How could that be done? My advice to the Prime Minister, which I am sure she will not take, would be to make the upcoming vote on the withdrawal agreement, or perhaps the next one if the first is lost, not only a three-line Whip but a vote of confidence in the Government. Of course, the best thing would be for her to win or to narrow greatly the majority against her—that I continue to hope for—but if she still loses on a clear confidence issue, as seems highly likely, she should immediately call a general election, as the five-year rule would fully permit her to do. It is true that she has undertaken not to lead the Conservative Party into the next election in 2022, but for a 2019 election she would still have to be in place. Based on Lords Library figures, under the 2011 Act, the timing from a no-confidence defeat to the polling day requires about seven weeks, giving us a new Parliament well before Article 50 day, 29 March, and we can probably get a short technical extension to that anyway. Of course it would be a gamble, and it may be a gamble very few want, but it would also have the smack of firm national leadership.

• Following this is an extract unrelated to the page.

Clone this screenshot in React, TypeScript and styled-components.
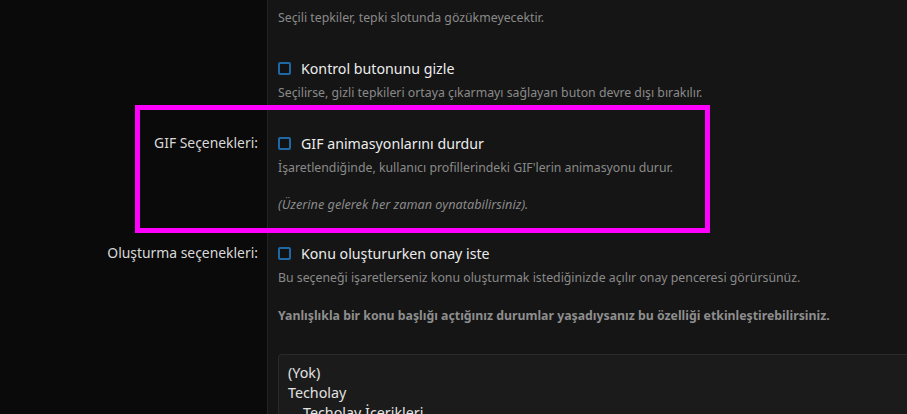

The consensus of commentators and so-called polling experts and, I suspect, of many noble Lords, is that this just hands victory to the Corbyn cabal and destroys the one available deal and agreement that is on the table, but I wonder. The proclaimed consensus of opinion is often spectacularly wrong, and I hear experienced Labour voices warn that that could certainly be so. Why should yet another divided party, led by someone with policies most Labour supporters regard with dismay and no credible alternative Brexit path—because none exists—win the nation’s trust? The European Union has made crystal clear that the deal agreed is locked and final. It may be that it can be tweaked here and there, on duration, legality and so on, but the promise that there is a deal around the corner, based on Labour’s so-called six tests, that is much better than the one agreed is pure fantasy and delusion or worse.

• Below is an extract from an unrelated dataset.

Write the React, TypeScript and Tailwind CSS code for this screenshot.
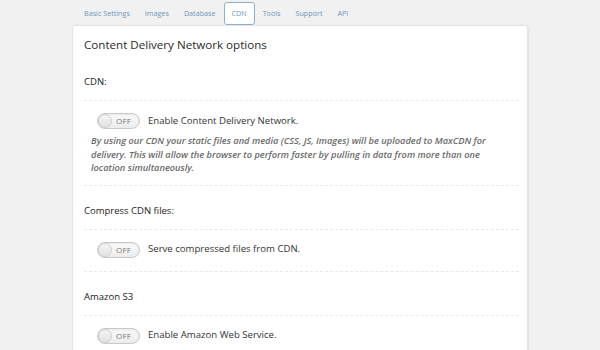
const tabs = ["Basic Settings", "Images", "Database", "CDN", "Tools", "Support", "API"];

function Toggle() {
  return (
    <div className="flex h-[16px] w-[43px] shrink-0 items-center rounded-full border border-[#c9c9c9] bg-gradient-to-b from-[#fafafa] to-[#ececec] shadow-[inset_0_1px_2px_rgba(0,0,0,0.08)]">
      <div className="h-[14px] w-[14px] rounded-full border border-[#cfcfcf] bg-gradient-to-b from-[#f4f4f4] to-[#e2e2e2]" />
      <span className="ml-[4px] text-[8px] leading-none tracking-[0.02em] text-[#777]">OFF</span>
    </div>
  );
}

function Separator() {
  return <div className="border-t border-dashed border-[#e9e9e9]" />;
}

function Header({ children }: { children: string }) {
  return <div className="pb-[10px] pt-[17px] text-[9.5px] leading-[16px] text-[#222]">{children}</div>;
}

function ToggleRow({ label }: { label: string }) {
  return (
    <div className="flex h-[18px] items-center gap-[8px] pl-[13px]">
      <Toggle />
      <span className="text-[9.6px] text-[#333]">{label}</span>
    </div>
  );
}

export default function App() {
  return (
    <div className="h-[350px] w-[600px] overflow-hidden bg-[#f1f1f1] font-['Open_Sans',sans-serif]">
      <div className="flex gap-[1px] pl-[77px] pt-[2px]">
        {tabs.map((t) => (
          <div
            key={t}
            className={`flex h-[23px] items-center rounded-t-[3px] px-[7px] text-[7.2px] text-[#6f96ba] ${
              t === "CDN" ? "rounded-b-[3px] border border-[#8fb0cc] bg-white" : ""
            }`}
          >
            {t}
          </div>
        ))}
      </div>
      <div className="ml-[72px] h-[330px] w-[456px] rounded-t-[3px] border border-[#e3e3e3] bg-white pl-[11px] pr-[8px] shadow-[1px_0_2px_rgba(0,0,0,0.06)]">
        <div className="pb-[2px] pt-[9px] text-[11.6px] leading-[20px] text-[#2a2a2a]">
          Content Delivery Network options
        </div>
        <Header>CDN:</Header>
        <Separator />
        <div className="pb-[10px] pt-[11px]">
          <ToggleRow label="Enable Content Delivery Network." />
          <p className="mt-[4px] max-w-[420px] pl-[7px] text-[9.25px] font-semibold italic leading-[13.5px] text-[#6a6a6a]">
            By using our CDN your static files and media (CSS, JS, Images) will be uploaded to MaxCDN for
            delivery. This will allow the browser to perform faster by pulling in data from more than one
            location simultaneously.
          </p>
        </div>
        <Separator />
        <Header>Compress CDN files:</Header>
        <Separator />
        <div className="pb-[12px] pt-[11px]">
          <ToggleRow label="Serve compressed files from CDN." />
        </div>
        <Separator />
        <Header>Amazon S3</Header>
        <Separator />
        <div className="pb-[12px] pt-[11px]">
          <ToggleRow label="Enable Amazon Web Service." />
        </div>
      </div>
    </div>
  );
}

My guess is that in a new Parliament the PM’s losses on the rebel Brexiteer front would be small and outweighed by support elsewhere for her deal. The nation wants an orderly Brexit deal and does not want deadlock. That is the real consensus and the mood of the nation, which must somehow be fed back into a Parliament that reflects it. Far from an indecisive and paralysed outcome, an election could provide a new Parliament with a firm majority for the deal now on the table. New cross-party alliances could form—in fact they are already developing, as we can read. We would at last begin to emerge from the labyrinth which has no other exits, except a no-deal disaster, although plenty of wrangling and negotiation, which some people have called a Europe of constant bargaining, lies ahead.

I believe there is an overwhelming national view to be harvested in support of the PM’s transition plan and gradual further disentanglement from the old, outdated EU model. I repeat that we are and must remain a parliamentary democracy, otherwise we are nothing. The answer is, and must be found, in our ancient Parliament elected by the people. That is where we should keep it, whatever the cost. That is where the nation is entitled to look for it, if not in this present stalemated and deadlocked Parliament, then in a new one.